The detailed interaction process for each interaction cycle is shown as follows: 1) Eco-HDCC specimens were immersed into water for 4 d; 2) Specimens were subjected to freeze-thaw tests for 10 cycles; 3) Eco-HDCC specimens were dried with a temperature of 60 ℃ for 2 d; 4) Carbonation tests of Eco-HDCC specimens for 9.7 h were carried out. After one interaction cycle, the interaction process was conducted again for another interaction cycle[8]. For single carbonation tests, specimens were placed in a carbonation chamber for 9.7 h per cycle.
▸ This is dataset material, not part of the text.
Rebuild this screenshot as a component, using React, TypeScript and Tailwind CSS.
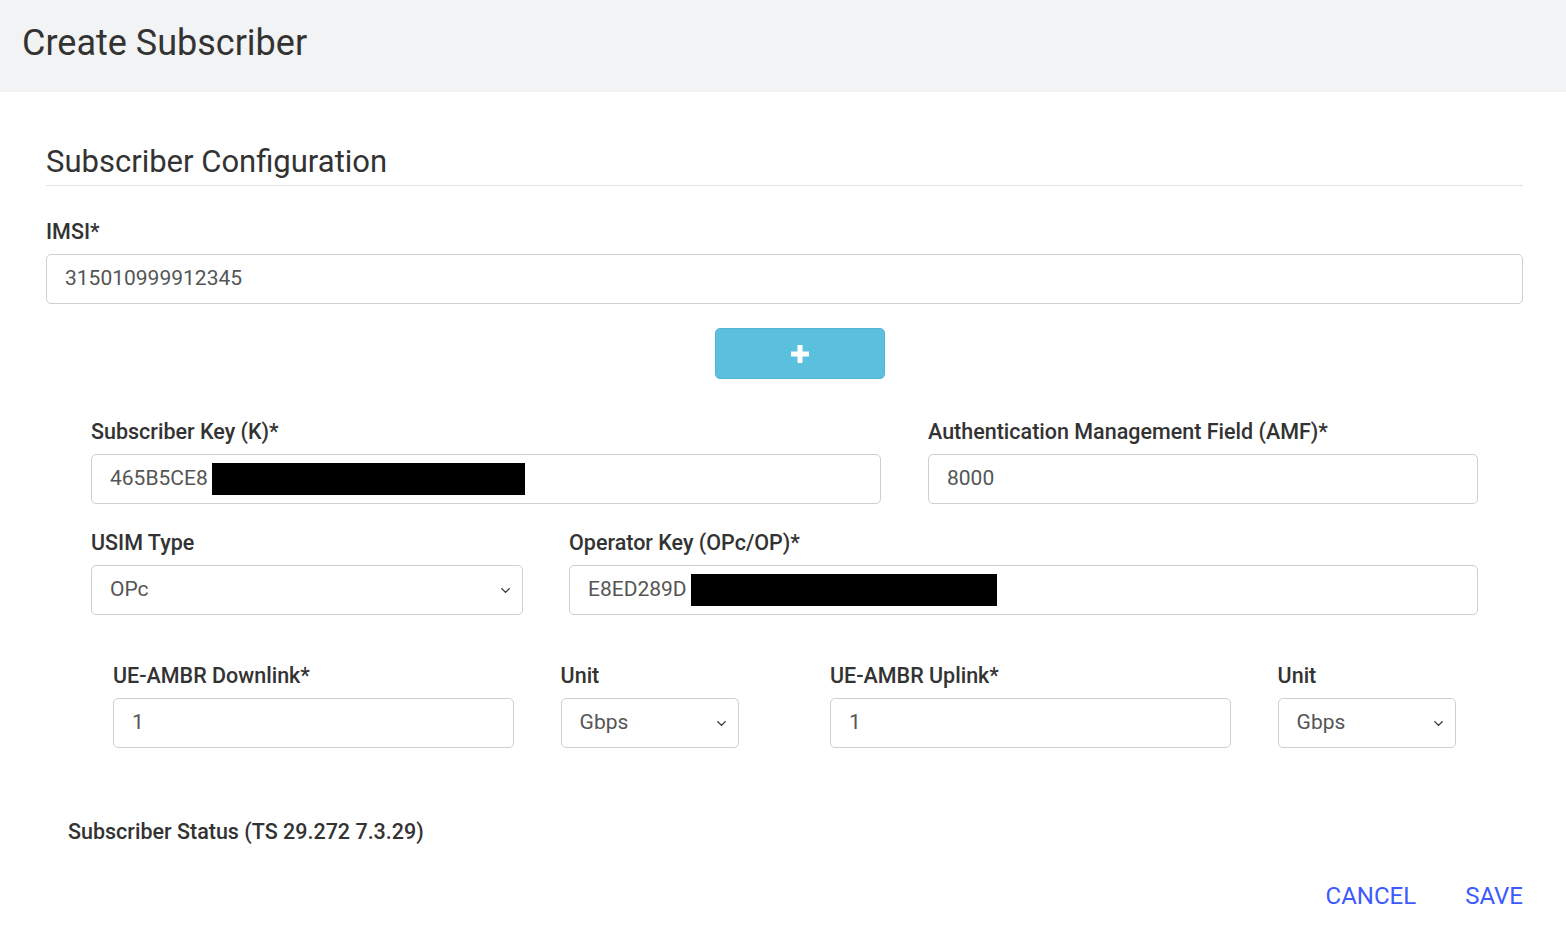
import React from 'react';
import { ChevronDown } from 'lucide-react';

const font = { fontFamily: 'Roboto, "Noto Sans", sans-serif' };

const Label: React.FC<{ children: React.ReactNode }> = ({ children }) => (
  <div className="text-[21.5px] leading-6 font-medium text-[#333] mb-[10px]">{children}</div>
);

const TextBox: React.FC<{ value: string; redact?: number }> = ({ value, redact }) => (
  <div className="h-[50px] border border-[#cfcfcf] rounded-[5px] bg-white flex items-center px-[18px] text-[21px] text-[#555]">
    <span>{value}</span>
    {redact ? <span className="ml-[4px] h-[32px] bg-black" style={{ width: redact }} /> : null}
  </div>
);

const SelectBox: React.FC<{ value: string }> = ({ value }) => (
  <div className="h-[50px] border border-[#cfcfcf] rounded-[5px] bg-white flex items-center justify-between pl-[18px] pr-[9px] text-[21px] text-[#555]">
    <span>{value}</span>
    <ChevronDown size={15} strokeWidth={2.2} className="text-[#333]" />
  </div>
);

const App: React.FC = () => {
  return (
    <div className="min-h-screen bg-white" style={font}>
      <header className="h-[92px] bg-[#f2f3f5] flex items-center px-[22px] pb-[6px]">
        <h1 className="text-[36px] text-[#333] font-normal">Create Subscriber</h1>
      </header>

      <main className="pl-[46px] pr-[43px]">
        <h2 className="pt-[50px] text-[31px] leading-[40px] text-[#333] pb-[3px] border-b border-[#e3e3e3]">
          Subscriber Configuration
        </h2>

        <div className="mt-[34px]">
          <Label>IMSI*</Label>
          <TextBox value="315010999912345" />
        </div>

        <div className="flex justify-center mt-[24px] pl-[30px]">
          <button className="w-[170px] h-[51px] bg-[#5bc0de] border border-[#4fb6d6] rounded-[5px] flex items-center justify-center">
            <svg width="20" height="20" viewBox="0 0 20 20">
              <path d="M10 1v18M1 10h18" stroke="white" strokeWidth="5" />
            </svg>
          </button>
        </div>

        <div className="px-[45px] mt-[41px]">
          <div className="flex gap-[47px]">
            <div className="w-[790px]">
              <Label>Subscriber Key (K)*</Label>
              <TextBox value="465B5CE8" redact={313} />
            </div>
            <div className="flex-1">
              <Label>Authentication Management Field (AMF)*</Label>
              <TextBox value="8000" />
            </div>
          </div>

          <div className="flex gap-[46px] mt-[27px]">
            <div className="w-[432px]">
              <Label>USIM Type</Label>
              <SelectBox value="OPc" />
            </div>
            <div className="flex-1">
              <Label>Operator Key (OPc/OP)*</Label>
              <TextBox value="E8ED289D" redact={306} />
            </div>
          </div>

          <div className="flex mt-[49px] px-[22px]">
            <div className="w-[402px]">
              <Label>UE-AMBR Downlink*</Label>
              <TextBox value="1" />
            </div>
            <div className="w-[179px] ml-[47px]">
              <Label>Unit</Label>
              <SelectBox value="Gbps" />
            </div>
            <div className="w-[402px] ml-[91px]">
              <Label>UE-AMBR Uplink*</Label>
              <TextBox value="1" />
            </div>
            <div className="w-[179px] ml-[47px]">
              <Label>Unit</Label>
              <SelectBox value="Gbps" />
            </div>
          </div>
        </div>

        <div className="mt-[72px] pl-[22px] text-[21.5px] leading-6 font-medium text-[#333]">
          Subscriber Status (TS 29.272 7.3.29)
        </div>

        <div className="flex justify-end gap-[49px] mt-[34px] text-[24px] text-[#3d5afe]">
          <button>CANCEL</button>
          <button>SAVE</button>
        </div>
      </main>
    </div>
  );
};

export default App;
Rapid freeze-thaw cycle tests and accelerated carbonation tests were conducted based on the durability code of concrete(GB/T 50082—2009)[13].

1.3.2 Tensile behavior

〗The uniaxial tensile property test of Eco-HDCC was carried out by using an electro hydraulic servo fatigue testing machine. Aluminum plates were glued on both sides at the ends of coupon specimens to facilitate gripping. Two linear variable differential transformers were used to measure tensile strain. In addition, all of the tensile tests for Eco-HDCC were performed at a constant loading rate of 0.2 mm/min[8].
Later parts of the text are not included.